Copy each line below in which the word "styles" occurs.

Pages as source code
··········
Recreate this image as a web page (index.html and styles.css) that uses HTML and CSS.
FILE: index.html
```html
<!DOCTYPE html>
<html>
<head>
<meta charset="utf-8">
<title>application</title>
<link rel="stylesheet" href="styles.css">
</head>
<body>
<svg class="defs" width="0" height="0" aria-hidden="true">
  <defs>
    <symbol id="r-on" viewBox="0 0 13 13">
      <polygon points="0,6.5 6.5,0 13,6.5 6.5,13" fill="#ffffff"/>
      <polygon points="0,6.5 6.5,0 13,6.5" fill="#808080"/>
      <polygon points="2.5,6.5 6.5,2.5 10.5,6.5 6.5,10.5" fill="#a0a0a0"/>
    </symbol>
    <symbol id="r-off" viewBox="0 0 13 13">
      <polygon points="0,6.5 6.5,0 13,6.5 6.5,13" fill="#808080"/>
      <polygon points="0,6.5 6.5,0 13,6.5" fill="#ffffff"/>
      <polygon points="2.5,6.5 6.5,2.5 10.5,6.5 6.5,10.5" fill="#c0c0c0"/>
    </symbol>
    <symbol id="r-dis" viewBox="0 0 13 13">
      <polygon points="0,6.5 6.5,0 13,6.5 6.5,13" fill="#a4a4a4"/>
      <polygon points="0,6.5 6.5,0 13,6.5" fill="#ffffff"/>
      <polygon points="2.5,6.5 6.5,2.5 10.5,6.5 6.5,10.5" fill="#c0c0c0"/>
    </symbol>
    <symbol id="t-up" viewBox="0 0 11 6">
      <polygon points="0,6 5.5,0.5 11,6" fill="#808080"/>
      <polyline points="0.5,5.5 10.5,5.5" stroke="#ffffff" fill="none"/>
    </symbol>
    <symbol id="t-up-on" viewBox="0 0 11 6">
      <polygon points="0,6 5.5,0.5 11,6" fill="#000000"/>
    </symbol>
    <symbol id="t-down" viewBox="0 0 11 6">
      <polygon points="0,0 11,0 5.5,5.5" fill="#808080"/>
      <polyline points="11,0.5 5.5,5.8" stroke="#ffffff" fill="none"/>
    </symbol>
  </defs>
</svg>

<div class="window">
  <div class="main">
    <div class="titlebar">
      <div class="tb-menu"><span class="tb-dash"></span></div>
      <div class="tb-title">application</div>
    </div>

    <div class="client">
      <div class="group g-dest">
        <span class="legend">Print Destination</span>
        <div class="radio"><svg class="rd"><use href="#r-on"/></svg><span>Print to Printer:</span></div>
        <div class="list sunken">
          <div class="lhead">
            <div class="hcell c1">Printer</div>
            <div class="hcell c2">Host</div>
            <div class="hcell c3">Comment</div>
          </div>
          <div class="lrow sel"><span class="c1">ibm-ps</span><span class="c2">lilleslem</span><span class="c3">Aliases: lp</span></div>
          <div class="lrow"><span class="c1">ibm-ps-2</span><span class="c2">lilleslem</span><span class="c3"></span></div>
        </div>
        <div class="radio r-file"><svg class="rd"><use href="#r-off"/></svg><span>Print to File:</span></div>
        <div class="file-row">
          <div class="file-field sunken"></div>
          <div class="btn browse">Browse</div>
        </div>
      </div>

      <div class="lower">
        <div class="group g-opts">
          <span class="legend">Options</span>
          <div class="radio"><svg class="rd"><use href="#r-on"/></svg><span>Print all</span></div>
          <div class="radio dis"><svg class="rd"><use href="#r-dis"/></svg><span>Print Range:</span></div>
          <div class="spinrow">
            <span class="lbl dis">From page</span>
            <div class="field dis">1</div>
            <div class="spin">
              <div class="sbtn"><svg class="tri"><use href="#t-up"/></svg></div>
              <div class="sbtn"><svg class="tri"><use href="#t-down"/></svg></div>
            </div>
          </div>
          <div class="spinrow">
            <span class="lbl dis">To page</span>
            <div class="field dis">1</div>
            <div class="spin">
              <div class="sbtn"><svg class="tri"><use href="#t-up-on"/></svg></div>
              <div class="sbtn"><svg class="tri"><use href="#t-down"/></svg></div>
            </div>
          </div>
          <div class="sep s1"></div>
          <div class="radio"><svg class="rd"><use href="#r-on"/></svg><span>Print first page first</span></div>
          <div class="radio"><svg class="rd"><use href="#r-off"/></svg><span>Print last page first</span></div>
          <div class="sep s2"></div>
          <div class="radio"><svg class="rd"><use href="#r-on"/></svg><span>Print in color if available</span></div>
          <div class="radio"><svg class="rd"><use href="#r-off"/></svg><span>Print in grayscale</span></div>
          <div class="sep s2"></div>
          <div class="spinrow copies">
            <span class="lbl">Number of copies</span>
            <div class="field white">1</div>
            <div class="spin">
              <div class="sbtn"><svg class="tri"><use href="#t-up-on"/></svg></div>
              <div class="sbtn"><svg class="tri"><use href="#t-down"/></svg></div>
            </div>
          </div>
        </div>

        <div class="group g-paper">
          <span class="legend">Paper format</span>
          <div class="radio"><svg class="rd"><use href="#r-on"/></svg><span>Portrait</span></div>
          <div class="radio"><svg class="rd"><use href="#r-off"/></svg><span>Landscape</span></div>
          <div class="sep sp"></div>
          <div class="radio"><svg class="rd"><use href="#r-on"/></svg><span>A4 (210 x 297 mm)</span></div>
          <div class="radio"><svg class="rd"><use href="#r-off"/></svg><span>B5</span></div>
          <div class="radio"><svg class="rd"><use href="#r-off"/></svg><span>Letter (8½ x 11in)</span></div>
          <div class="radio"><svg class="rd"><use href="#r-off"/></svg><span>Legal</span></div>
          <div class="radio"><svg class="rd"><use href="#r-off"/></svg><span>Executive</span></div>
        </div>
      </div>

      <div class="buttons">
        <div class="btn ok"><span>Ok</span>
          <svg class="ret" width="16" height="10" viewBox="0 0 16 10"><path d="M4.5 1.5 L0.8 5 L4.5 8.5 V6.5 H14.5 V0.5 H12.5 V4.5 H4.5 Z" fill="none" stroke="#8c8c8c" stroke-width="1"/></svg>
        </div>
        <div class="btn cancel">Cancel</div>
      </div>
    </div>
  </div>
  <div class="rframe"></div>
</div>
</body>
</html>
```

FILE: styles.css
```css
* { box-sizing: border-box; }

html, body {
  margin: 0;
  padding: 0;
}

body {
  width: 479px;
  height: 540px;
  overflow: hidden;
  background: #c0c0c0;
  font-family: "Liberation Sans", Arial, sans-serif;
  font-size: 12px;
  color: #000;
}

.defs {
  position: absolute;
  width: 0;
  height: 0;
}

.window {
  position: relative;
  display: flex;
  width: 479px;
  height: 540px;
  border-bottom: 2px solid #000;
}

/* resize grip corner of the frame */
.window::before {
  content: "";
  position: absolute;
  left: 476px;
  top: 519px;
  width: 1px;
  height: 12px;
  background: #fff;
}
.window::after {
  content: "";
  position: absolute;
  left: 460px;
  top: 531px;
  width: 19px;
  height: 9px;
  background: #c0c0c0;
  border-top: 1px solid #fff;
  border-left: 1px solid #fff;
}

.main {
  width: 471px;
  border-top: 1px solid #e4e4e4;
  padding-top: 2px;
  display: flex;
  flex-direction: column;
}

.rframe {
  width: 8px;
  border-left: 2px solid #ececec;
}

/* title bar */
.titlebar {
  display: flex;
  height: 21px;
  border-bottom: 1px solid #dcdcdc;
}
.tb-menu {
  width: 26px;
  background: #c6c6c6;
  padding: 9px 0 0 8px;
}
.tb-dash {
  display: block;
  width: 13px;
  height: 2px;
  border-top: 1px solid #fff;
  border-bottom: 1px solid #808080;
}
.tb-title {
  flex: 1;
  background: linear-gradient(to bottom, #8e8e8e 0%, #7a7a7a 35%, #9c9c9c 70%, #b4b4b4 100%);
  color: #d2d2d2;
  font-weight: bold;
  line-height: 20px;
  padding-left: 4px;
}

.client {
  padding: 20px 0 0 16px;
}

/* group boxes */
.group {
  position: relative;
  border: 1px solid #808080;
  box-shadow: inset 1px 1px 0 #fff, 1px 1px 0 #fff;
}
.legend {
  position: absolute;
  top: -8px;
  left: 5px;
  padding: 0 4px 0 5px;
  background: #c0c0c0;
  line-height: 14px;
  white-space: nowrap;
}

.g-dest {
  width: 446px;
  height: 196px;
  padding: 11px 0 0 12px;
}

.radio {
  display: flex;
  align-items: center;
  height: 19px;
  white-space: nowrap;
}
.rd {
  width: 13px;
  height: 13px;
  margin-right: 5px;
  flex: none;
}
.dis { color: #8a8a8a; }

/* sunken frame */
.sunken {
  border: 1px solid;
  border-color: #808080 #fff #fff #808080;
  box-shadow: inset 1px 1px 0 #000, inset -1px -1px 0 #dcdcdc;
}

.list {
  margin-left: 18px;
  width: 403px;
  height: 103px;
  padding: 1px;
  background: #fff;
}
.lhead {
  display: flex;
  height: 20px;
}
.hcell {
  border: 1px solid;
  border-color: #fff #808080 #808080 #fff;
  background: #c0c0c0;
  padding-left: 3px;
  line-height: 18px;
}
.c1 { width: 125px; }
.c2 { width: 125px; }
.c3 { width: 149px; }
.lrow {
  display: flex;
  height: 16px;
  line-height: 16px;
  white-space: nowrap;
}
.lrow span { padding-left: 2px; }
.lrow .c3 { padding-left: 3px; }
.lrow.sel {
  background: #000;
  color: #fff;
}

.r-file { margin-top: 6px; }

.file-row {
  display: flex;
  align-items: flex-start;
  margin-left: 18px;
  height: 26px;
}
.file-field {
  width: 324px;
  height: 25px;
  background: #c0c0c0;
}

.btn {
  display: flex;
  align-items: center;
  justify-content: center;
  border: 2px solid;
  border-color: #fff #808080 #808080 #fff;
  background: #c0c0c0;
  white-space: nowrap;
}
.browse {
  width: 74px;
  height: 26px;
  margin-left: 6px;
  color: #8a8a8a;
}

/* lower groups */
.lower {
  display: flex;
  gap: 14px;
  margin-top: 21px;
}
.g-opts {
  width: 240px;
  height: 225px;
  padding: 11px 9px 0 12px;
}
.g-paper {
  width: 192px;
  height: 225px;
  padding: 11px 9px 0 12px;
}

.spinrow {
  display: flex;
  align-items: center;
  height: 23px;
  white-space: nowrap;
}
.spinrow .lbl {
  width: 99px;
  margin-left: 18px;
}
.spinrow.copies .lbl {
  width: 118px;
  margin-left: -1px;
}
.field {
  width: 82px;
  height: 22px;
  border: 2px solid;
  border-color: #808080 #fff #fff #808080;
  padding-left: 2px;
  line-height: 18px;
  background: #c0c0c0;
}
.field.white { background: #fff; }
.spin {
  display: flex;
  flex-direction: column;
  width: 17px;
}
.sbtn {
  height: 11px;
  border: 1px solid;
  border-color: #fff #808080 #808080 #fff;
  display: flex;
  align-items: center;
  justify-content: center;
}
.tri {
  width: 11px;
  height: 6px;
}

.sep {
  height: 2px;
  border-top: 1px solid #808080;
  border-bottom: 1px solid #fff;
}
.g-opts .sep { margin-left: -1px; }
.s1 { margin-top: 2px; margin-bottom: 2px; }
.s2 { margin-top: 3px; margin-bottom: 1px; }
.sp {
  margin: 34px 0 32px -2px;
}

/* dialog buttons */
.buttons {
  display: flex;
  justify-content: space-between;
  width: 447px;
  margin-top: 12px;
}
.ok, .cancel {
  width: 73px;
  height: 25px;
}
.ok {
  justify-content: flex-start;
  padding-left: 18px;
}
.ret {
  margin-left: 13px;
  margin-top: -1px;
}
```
··········
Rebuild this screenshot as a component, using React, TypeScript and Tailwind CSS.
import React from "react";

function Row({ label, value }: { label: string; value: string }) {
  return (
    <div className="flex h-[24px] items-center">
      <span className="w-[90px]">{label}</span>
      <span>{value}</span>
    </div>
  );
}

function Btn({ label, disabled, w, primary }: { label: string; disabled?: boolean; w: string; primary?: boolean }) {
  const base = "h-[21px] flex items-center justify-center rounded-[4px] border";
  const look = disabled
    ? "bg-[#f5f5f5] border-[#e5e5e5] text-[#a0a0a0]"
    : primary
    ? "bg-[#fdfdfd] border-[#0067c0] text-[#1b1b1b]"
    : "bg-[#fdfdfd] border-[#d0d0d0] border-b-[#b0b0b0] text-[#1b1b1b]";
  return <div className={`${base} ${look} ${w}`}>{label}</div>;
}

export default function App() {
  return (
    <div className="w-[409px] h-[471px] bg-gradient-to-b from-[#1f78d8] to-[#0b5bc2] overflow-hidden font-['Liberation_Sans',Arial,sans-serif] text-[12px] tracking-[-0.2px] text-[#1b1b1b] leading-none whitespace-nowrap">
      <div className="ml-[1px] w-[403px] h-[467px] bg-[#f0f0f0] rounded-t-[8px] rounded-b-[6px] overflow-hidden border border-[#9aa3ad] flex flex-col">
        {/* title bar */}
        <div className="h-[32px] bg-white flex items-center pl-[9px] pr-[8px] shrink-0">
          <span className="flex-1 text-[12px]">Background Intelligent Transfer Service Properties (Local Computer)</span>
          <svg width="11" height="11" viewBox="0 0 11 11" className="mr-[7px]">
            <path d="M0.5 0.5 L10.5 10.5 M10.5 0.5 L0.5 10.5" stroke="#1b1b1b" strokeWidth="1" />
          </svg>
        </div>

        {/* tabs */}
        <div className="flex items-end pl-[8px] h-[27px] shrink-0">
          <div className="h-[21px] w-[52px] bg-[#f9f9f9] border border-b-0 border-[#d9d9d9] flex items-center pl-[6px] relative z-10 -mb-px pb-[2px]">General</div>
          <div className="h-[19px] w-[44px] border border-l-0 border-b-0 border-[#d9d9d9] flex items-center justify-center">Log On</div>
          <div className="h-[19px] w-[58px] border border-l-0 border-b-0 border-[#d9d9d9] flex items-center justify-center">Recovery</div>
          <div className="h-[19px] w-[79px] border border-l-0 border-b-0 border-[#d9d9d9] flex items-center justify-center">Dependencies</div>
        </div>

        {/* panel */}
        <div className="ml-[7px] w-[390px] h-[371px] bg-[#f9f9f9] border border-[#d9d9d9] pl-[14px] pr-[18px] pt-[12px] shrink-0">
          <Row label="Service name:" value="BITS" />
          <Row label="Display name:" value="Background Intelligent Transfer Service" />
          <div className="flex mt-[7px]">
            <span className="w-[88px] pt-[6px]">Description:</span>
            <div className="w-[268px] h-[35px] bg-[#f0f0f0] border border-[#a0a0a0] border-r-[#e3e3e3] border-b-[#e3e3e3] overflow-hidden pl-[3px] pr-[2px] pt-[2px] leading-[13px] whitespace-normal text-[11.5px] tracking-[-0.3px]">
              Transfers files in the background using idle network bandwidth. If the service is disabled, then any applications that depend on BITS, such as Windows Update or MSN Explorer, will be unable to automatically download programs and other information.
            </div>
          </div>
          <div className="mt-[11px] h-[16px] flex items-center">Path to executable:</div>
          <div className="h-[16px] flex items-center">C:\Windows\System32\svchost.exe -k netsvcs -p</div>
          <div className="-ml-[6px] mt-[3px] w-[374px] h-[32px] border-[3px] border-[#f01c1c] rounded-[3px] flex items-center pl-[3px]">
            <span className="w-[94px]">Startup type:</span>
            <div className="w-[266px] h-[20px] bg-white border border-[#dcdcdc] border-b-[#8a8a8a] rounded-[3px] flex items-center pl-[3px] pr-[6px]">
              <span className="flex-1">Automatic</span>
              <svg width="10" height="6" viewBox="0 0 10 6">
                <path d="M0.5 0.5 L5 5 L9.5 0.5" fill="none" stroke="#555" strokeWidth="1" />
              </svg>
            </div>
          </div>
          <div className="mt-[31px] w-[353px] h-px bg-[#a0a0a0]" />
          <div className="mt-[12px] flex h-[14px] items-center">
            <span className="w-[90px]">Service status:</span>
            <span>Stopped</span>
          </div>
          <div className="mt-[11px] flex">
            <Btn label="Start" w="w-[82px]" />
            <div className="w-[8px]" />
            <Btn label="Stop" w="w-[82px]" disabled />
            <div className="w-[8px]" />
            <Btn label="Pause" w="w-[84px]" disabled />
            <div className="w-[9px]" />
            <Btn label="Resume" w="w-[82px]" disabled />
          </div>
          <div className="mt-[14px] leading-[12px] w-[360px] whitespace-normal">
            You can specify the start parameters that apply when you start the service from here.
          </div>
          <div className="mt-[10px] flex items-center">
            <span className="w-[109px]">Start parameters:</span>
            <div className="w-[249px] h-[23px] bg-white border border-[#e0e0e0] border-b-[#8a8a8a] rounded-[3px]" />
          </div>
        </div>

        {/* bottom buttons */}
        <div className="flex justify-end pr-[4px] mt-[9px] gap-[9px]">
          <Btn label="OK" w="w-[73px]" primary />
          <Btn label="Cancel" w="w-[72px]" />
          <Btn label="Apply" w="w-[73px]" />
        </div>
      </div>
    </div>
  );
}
··········
REPLY:
Recreate this image as a web page (index.html and styles.css) that uses HTML and CSS.
<link rel="stylesheet" href="styles.css">
FILE: styles.css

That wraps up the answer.